The Democratic base strongly supports—but then, the Left has given up on liberty in favor of accruing power. But Republicans and independents find the law malodorous, and it could cause the president’s defeat in states he needs to win:
Eleven percent of voters in battleground states say the law has helped their families; 15% say it has hurt. Looking ahead, they predict by 42%-20% that the law will make things worse rather than better for their families. A pocket of support: those under 30, a critical age group for Obama in 2008. They are inclined to call the law’s enactment “a good thing.” Even among them, the share of supporters falls just short of 50%. The older the age group, the more opposition emerges.
Opposition to the law is eroding Obama’s support among the middle-of-the-road voters both nominees will court this fall. Among independents, 35% say the law makes them less likely to support Obama, more than double the 16% who say it makes them more likely. The intensity of feeling among potential swing voters also favors opponents. Among independents who lean to the GOP, 54% say they are much less likely to support Obama as a result. Among independents who lean to the Democrats, 18% say they are much more likely to support him.

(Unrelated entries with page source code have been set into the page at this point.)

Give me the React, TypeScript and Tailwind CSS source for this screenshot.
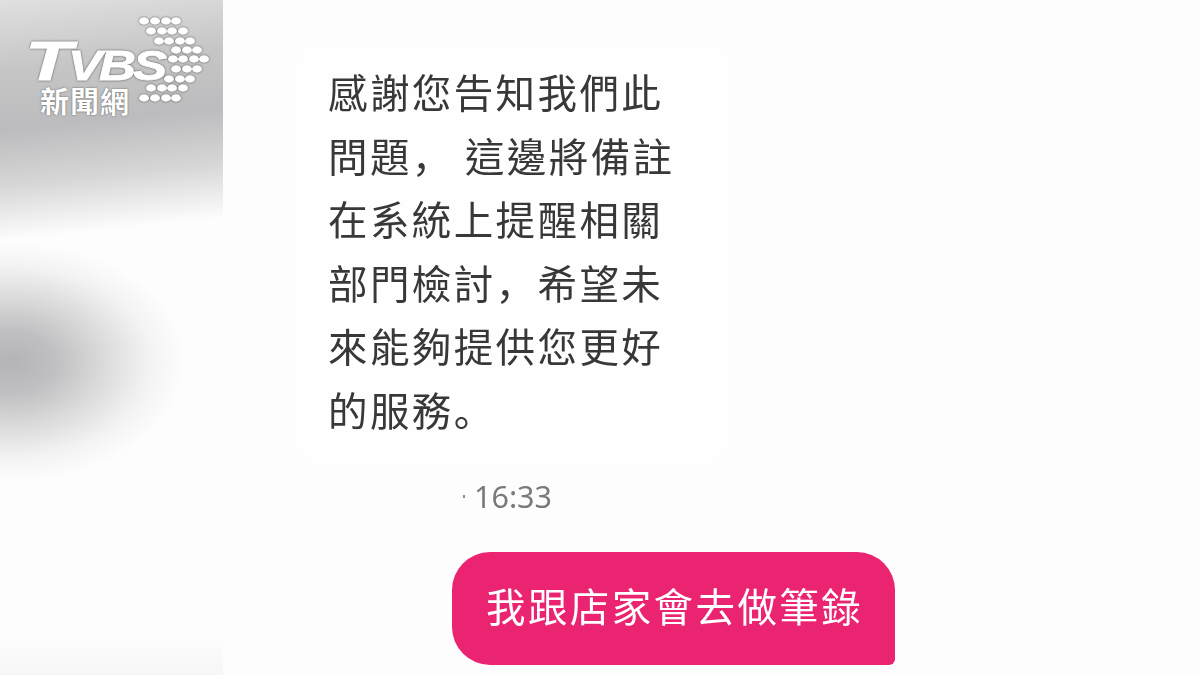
const dotRows = [
  { y: 21, xs: [144, 155, 166, 176] },
  { y: 31, xs: [151, 162, 172, 183] },
  { y: 41, xs: [159, 169, 180, 190] },
  { y: 50, xs: [176, 187, 197] },
  { y: 59, xs: [173, 183, 194, 204] },
  { y: 69, xs: [176, 187, 197] },
  { y: 79, xs: [169, 180, 190] },
  { y: 88, xs: [151, 162, 172, 183] },
  { y: 98, xs: [144, 155, 166, 176] },
];

const messageLines = [
  "感謝您告知我們此",
  "問題， 這邊將備註",
  "在系統上提醒相關",
  "部門檢討，希望未",
  "來能夠提供您更好",
  "的服務。",
];

// the comma and full stop sit low-left in the picture, as in the SC cut
function ChatLine({ text }: { text: string }) {
  return (
    <>
      {text.split(/([，。])/).map((part, i) =>
        part === "，" || part === "。" ? (
          <span key={i} className="font-['Noto_Sans_CJK_SC',sans-serif]">
            {part}
          </span>
        ) : (
          <span key={i}>{part}</span>
        ),
      )}
    </>
  );
}

function Logo() {
  return (
    <div className="absolute left-0 top-0 h-[120px] w-[223px]">
      <svg width="223" height="120" className="absolute left-0 top-0 drop-shadow-[0_0_1px_#555555]">
        {dotRows.map((row) =>
          row.xs.map((x) => (
            <ellipse key={`${row.y}-${x}`} cx={x} cy={row.y} rx="5" ry="3.7" fill="#ffffff" />
          )),
        )}
        <g
          fill="#ffffff"
          stroke="#ffffff"
          strokeWidth="0.8"
          fontFamily="'Liberation Sans', sans-serif"
          fontWeight="700"
          fontStyle="italic"
        >
          <text transform="translate(25 80) scale(1.4 1)" fontSize="55">
            T
          </text>
          <text transform="translate(68 80) scale(1.22 1)" fontSize="42" letterSpacing="-2.5">
            VBS
          </text>
        </g>
      </svg>
      <div className="absolute left-[40px] top-[86px] font-['Noto_Sans_CJK_TC',sans-serif] text-[29px] font-bold leading-[28px] tracking-[1px] text-white [text-shadow:0_0_2px_#555]">
        新聞網
      </div>
    </div>
  );
}

export default function App() {
  return (
    <div className="relative flex h-[675px] w-[1200px] overflow-hidden bg-[#fefdfe] font-['Noto_Sans_CJK_TC',sans-serif]">
      {/* blurred side strip */}
      <div className="h-full w-[223px] shrink-0 bg-[radial-gradient(ellipse_175px_120px_at_10px_362px,#b4b3b5_0%,#bfbec0_25%,#dddcdd_55%,#f4f3f4_80%,#fefdfe00_100%),linear-gradient(0deg,#f7f6f7_0px,#fefdfe00_40px),linear-gradient(174deg,#e0e0e0_0px,#c6c6c7_70px,#bcbbbd_130px,#d6d6d7_185px,#fefdfe_240px,#fefdfe_100%)]" />

      <div className="flex flex-1 flex-col items-start pl-[72px] pt-[45px]">
        <div className="h-[420px] w-[435px] rounded-[24px] bg-[#fefefe] pl-[33px] pt-[14px]">
          {messageLines.map((line) => (
            <p
              key={line}
              className="h-[63.5px] whitespace-pre text-[39.5px] leading-[63.5px] tracking-[2.4px] text-[#383838] blur-[0.5px]"
            >
              <ChatLine text={line} />
            </p>
          ))}
        </div>

        <div className="ml-[168px] mt-[13px] flex items-center gap-[9px] font-['Noto_Sans',sans-serif] text-[30.5px] leading-[36px] text-[#7a7a7a] blur-[0.5px]">
          <span className="h-[3px] w-[2px] bg-[#8a8a8a]" />
          <span>16:33</span>
        </div>

        <div className="ml-[157px] mt-[38px] flex h-[113px] w-[443px] items-center rounded-bl-[38px] rounded-br-[6px] rounded-tl-[38px] rounded-tr-[38px] bg-[#ea2470] pb-[8px] pl-[34px]">
          <span className="whitespace-pre text-[39.5px] leading-none tracking-[2.4px] text-white blur-[0.5px]">
            我跟店家會去做筆錄
          </span>
        </div>
      </div>

      <Logo />
    </div>
  );
}
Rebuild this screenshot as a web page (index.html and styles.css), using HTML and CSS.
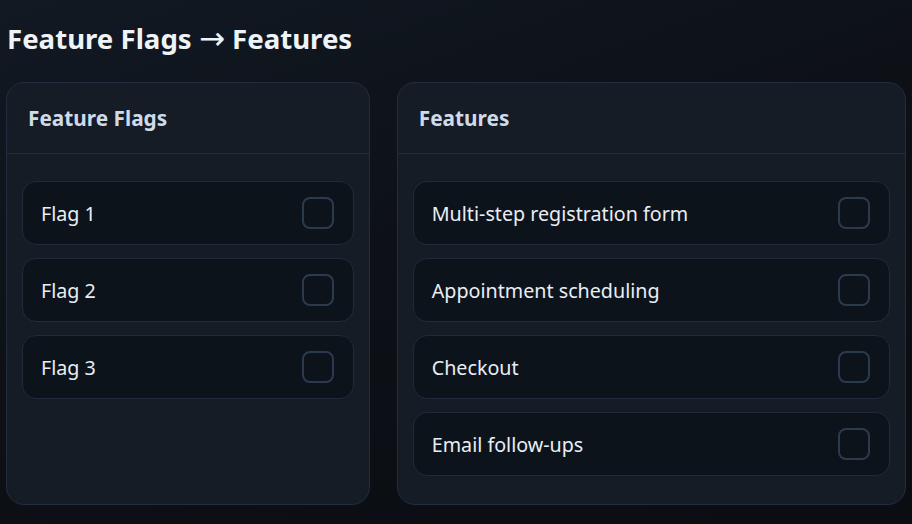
FILE: index.html
```html
<!DOCTYPE html>
<html lang="en">
<head>
<meta charset="UTF-8" />
<meta name="viewport" content="width=device-width, initial-scale=1.0" />
<title>Feature Flags → Features</title>
<link rel="stylesheet" href="styles.css">
</head>
<body>

<h1>Feature Flags <span class="arrow">→</span> Features</h1>

<div class="boards">
  <div class="card">
    <div class="card-head">Feature Flags</div>
    <div class="card-body">
      <label class="item"><span>Flag 1</span><span class="box"></span></label>
      <label class="item"><span>Flag 2</span><span class="box"></span></label>
      <label class="item"><span>Flag 3</span><span class="box"></span></label>
    </div>
  </div>

  <div class="card">
    <div class="card-head">Features</div>
    <div class="card-body">
      <label class="item"><span>Multi-step registration form</span><span class="box"></span></label>
      <label class="item"><span>Appointment scheduling</span><span class="box"></span></label>
      <label class="item"><span>Checkout</span><span class="box"></span></label>
      <label class="item"><span>Email follow-ups</span><span class="box"></span></label>
    </div>
  </div>
</div>

</body>
</html>
```

FILE: styles.css
```css
html, body {
  height: 100%;
}

body {
  margin: 0;
  padding: 0 6px;
  font-family: "Noto Sans", "Open Sans", sans-serif;
  color: #e6edf3;
  background: linear-gradient(160deg, #121923 0%, #0d1117 45%, #0a0d12 100%);
}

h1 {
  margin: 0;
  padding: 18px 1px 0;
  height: 40px;
  font-size: 27.6px;
  font-weight: 700;
  line-height: 40px;
  color: #eef3f8;
}

.arrow {
  font-family: "DejaVu Sans", sans-serif;
  font-weight: 400;
  font-size: 31px;
  line-height: 0;
}

.boards {
  display: grid;
  grid-template-columns: 5fr 7fr;
  gap: 27px;
  margin-top: 24px;
}

.card {
  background: #161c26;
  border: 1px solid #222d3d;
  border-radius: 18px;
  height: 421px;
}

.card-head {
  height: 70px;
  padding: 0 21px;
  display: flex;
  align-items: center;
  font-size: 20.8px;
  font-weight: 700;
  color: #cfdbe9;
  border-bottom: 1px solid #222d3d;
}

.card-body {
  padding: 27px 15px;
  display: flex;
  flex-direction: column;
  gap: 13px;
}

.item {
  height: 62px;
  display: flex;
  align-items: center;
  justify-content: space-between;
  padding: 0 19px 0 18px;
  background: #0d131b;
  border: 1px solid #1f2a3b;
  border-radius: 14px;
  font-size: 19.7px;
  color: #e8eef5;
}

.item span:first-child {
  padding-top: 1px;
}

.box {
  width: 28px;
  height: 28px;
  border: 2px solid #2c3a50;
  border-radius: 8px;
}
```
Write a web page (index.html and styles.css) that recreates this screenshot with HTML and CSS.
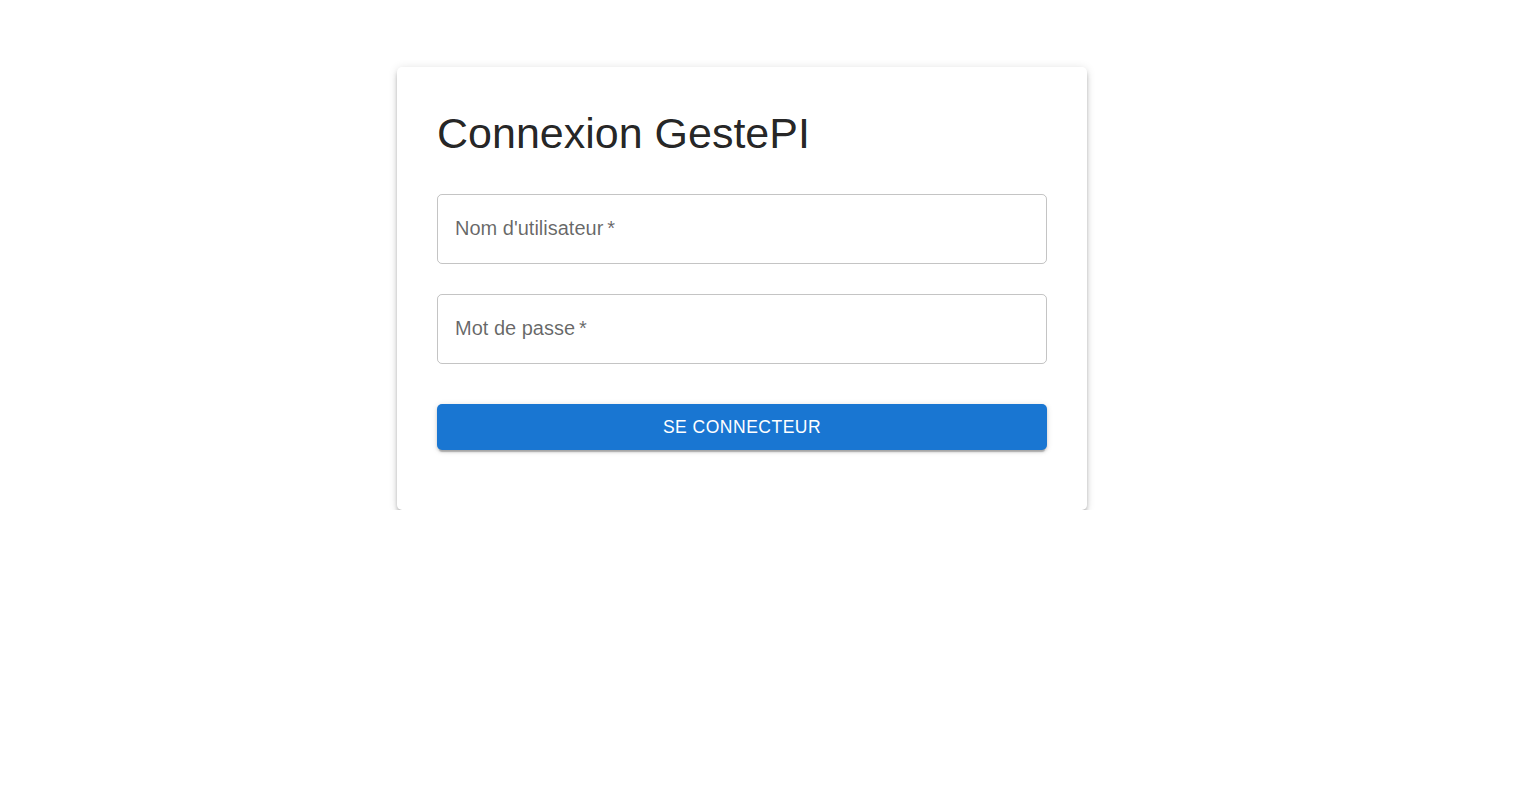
FILE: index.html
```html
<!DOCTYPE html>
<html lang="fr">
<head>
<meta charset="utf-8">
<title>Connexion GestePI</title>
<link rel="stylesheet" href="styles.css">
</head>
<body>
<main class="page">
  <form class="card">
    <h1 class="title">Connexion GestePI</h1>
    <div class="field">
      <label class="label">Nom d'utilisateur&thinsp;*</label>
    </div>
    <div class="field">
      <label class="label">Mot de passe&thinsp;*</label>
    </div>
    <button class="btn" type="button">Se connecteur</button>
  </form>
</main>
</body>
</html>
```
FILE: styles.css
```css
html, body {
  margin: 0;
  padding: 0;
  background: #fff;
  font-family: "Liberation Sans", Arial, Helvetica, sans-serif;
}

.page {
  padding: 67px 0 0 397px;
}

.card {
  box-sizing: border-box;
  width: 690px;
  display: flex;
  flex-direction: column;
  padding: 40px;
  background: #fff;
  border-radius: 5px;
  box-shadow: 0 4px 4px -2px rgba(0,0,0,0.22), 0 4px 5px 0 rgba(0,0,0,0.15), 0 1px 10px 0 rgba(0,0,0,0.12);
}

.title {
  margin: 0 0 15px;
  font-size: 43px;
  font-weight: 400;
  line-height: 52px;
  color: rgba(0,0,0,0.87);
}

.field {
  box-sizing: border-box;
  height: 70px;
  margin: 20px 0 10px;
  border: 1px solid rgba(0,0,0,0.23);
  border-radius: 5px;
  display: flex;
  align-items: center;
  padding: 0 17px 3px;
}

.label {
  font-size: 20px;
  line-height: 24px;
  color: rgba(0,0,0,0.6);
}

.btn {
  display: block;
  width: 100%;
  height: 46px;
  margin: 30px 0 20px;
  border: 0;
  border-radius: 5px;
  background: #1976d2;
  color: #fff;
  font-family: inherit;
  font-size: 17.5px;
  letter-spacing: 0.5px;
  text-transform: uppercase;
  padding: 1px 0 0;
  box-shadow: 0 4px 1px -2px rgba(0,0,0,0.2), 0 2px 3px 0 rgba(0,0,0,0.14), 0 1px 6px 0 rgba(0,0,0,0.12);
  cursor: pointer;
}
```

The coming Supreme Court ruling, which I have predicted will uphold Obamacare—although I am now less sure because of the raw exercise of federal power vividly wielded in the Free Birth Control Rule might have educated the more conservative justices—will put Obamacare smack in the middle of the 2012 presidential campaign.
O could have had a less ambitious law that I think would have helped him politically. He chose the autocratic road instead. If it costs O the election, it will prove that karma is real.